| INSTRUCTIONS TO FOLLOW |
Leave the pictures out and copy exactly the lines from the line containing "Reproduce this table" to the line containing "right-[7px] top-0 h-[88px]", both lines included.

| INFORMATION GIVEN |

_____

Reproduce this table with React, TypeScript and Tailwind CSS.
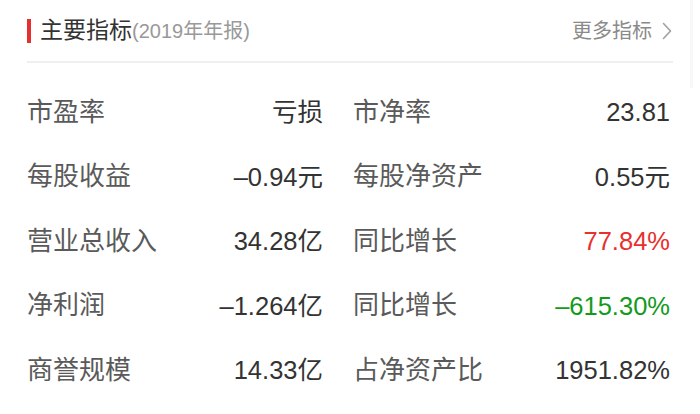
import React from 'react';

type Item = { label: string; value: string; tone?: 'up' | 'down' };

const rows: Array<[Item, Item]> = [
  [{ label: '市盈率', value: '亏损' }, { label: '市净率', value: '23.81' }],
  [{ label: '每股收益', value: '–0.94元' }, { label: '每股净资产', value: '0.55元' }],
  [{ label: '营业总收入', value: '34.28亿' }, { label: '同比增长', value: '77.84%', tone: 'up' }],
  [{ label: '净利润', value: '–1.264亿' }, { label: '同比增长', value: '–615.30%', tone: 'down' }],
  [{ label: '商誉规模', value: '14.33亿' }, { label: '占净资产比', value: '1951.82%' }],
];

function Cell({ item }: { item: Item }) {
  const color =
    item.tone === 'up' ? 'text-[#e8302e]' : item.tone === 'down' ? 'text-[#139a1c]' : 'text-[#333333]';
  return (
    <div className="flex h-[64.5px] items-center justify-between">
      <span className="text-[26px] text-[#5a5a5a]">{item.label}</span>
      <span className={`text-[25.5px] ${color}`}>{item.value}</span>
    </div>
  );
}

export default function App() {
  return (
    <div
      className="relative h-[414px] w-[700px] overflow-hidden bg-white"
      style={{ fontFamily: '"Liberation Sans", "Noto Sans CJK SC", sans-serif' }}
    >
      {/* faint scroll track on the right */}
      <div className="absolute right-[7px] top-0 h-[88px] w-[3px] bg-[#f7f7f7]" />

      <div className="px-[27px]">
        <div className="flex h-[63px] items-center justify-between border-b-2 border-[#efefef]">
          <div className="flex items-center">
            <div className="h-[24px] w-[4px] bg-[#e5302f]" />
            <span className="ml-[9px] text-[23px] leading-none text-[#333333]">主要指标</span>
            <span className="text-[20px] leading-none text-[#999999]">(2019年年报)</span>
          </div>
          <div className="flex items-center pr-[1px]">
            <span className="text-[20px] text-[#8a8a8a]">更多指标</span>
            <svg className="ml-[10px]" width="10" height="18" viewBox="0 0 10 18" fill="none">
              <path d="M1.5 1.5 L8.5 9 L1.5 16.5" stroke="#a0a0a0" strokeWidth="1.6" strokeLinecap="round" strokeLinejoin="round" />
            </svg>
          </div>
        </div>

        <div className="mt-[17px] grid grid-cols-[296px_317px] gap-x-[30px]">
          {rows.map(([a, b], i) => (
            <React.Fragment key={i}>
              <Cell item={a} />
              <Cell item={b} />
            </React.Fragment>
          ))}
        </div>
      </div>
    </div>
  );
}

_____

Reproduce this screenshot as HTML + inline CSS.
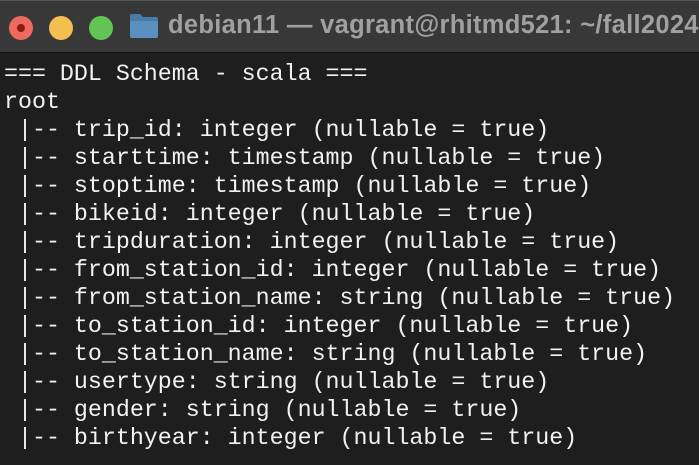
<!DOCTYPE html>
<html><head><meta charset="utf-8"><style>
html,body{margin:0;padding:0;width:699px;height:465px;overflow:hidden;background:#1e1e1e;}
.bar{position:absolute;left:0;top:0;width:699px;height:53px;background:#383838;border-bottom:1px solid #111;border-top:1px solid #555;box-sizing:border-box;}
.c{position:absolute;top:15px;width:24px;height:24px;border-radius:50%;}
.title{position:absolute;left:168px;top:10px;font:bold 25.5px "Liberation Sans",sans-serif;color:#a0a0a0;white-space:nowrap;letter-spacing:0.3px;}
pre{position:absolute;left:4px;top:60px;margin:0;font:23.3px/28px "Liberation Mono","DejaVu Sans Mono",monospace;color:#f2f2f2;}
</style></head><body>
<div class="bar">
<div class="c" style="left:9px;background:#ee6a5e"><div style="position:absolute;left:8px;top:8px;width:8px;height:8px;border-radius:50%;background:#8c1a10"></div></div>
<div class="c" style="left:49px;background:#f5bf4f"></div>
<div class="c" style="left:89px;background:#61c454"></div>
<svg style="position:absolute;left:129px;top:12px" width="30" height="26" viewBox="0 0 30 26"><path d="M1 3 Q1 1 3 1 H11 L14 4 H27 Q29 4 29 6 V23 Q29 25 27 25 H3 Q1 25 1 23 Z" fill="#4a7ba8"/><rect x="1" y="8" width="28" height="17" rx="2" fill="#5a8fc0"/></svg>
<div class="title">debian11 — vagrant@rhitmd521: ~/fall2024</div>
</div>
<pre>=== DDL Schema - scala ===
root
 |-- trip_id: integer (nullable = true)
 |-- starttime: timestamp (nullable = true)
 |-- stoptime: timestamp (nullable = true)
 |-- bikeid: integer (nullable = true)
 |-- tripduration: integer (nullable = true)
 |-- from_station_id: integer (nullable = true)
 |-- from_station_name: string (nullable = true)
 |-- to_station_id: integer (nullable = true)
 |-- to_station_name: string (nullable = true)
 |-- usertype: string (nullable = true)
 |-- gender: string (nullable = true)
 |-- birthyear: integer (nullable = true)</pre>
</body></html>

_____

| FINISHED ANSWER |
Reproduce this table with React, TypeScript and Tailwind CSS.
import React from 'react';

type Item = { label: string; value: string; tone?: 'up' | 'down' };

const rows: Array<[Item, Item]> = [
  [{ label: '市盈率', value: '亏损' }, { label: '市净率', value: '23.81' }],
  [{ label: '每股收益', value: '–0.94元' }, { label: '每股净资产', value: '0.55元' }],
  [{ label: '营业总收入', value: '34.28亿' }, { label: '同比增长', value: '77.84%', tone: 'up' }],
  [{ label: '净利润', value: '–1.264亿' }, { label: '同比增长', value: '–615.30%', tone: 'down' }],
  [{ label: '商誉规模', value: '14.33亿' }, { label: '占净资产比', value: '1951.82%' }],
];

function Cell({ item }: { item: Item }) {
  const color =
    item.tone === 'up' ? 'text-[#e8302e]' : item.tone === 'down' ? 'text-[#139a1c]' : 'text-[#333333]';
  return (
    <div className="flex h-[64.5px] items-center justify-between">
      <span className="text-[26px] text-[#5a5a5a]">{item.label}</span>
      <span className={`text-[25.5px] ${color}`}>{item.value}</span>
    </div>
  );
}

export default function App() {
  return (
    <div
      className="relative h-[414px] w-[700px] overflow-hidden bg-white"
      style={{ fontFamily: '"Liberation Sans", "Noto Sans CJK SC", sans-serif' }}
    >
      {/* faint scroll track on the right */}
      <div className="absolute right-[7px] top-0 h-[88px] w-[3px] bg-[#f7f7f7]" />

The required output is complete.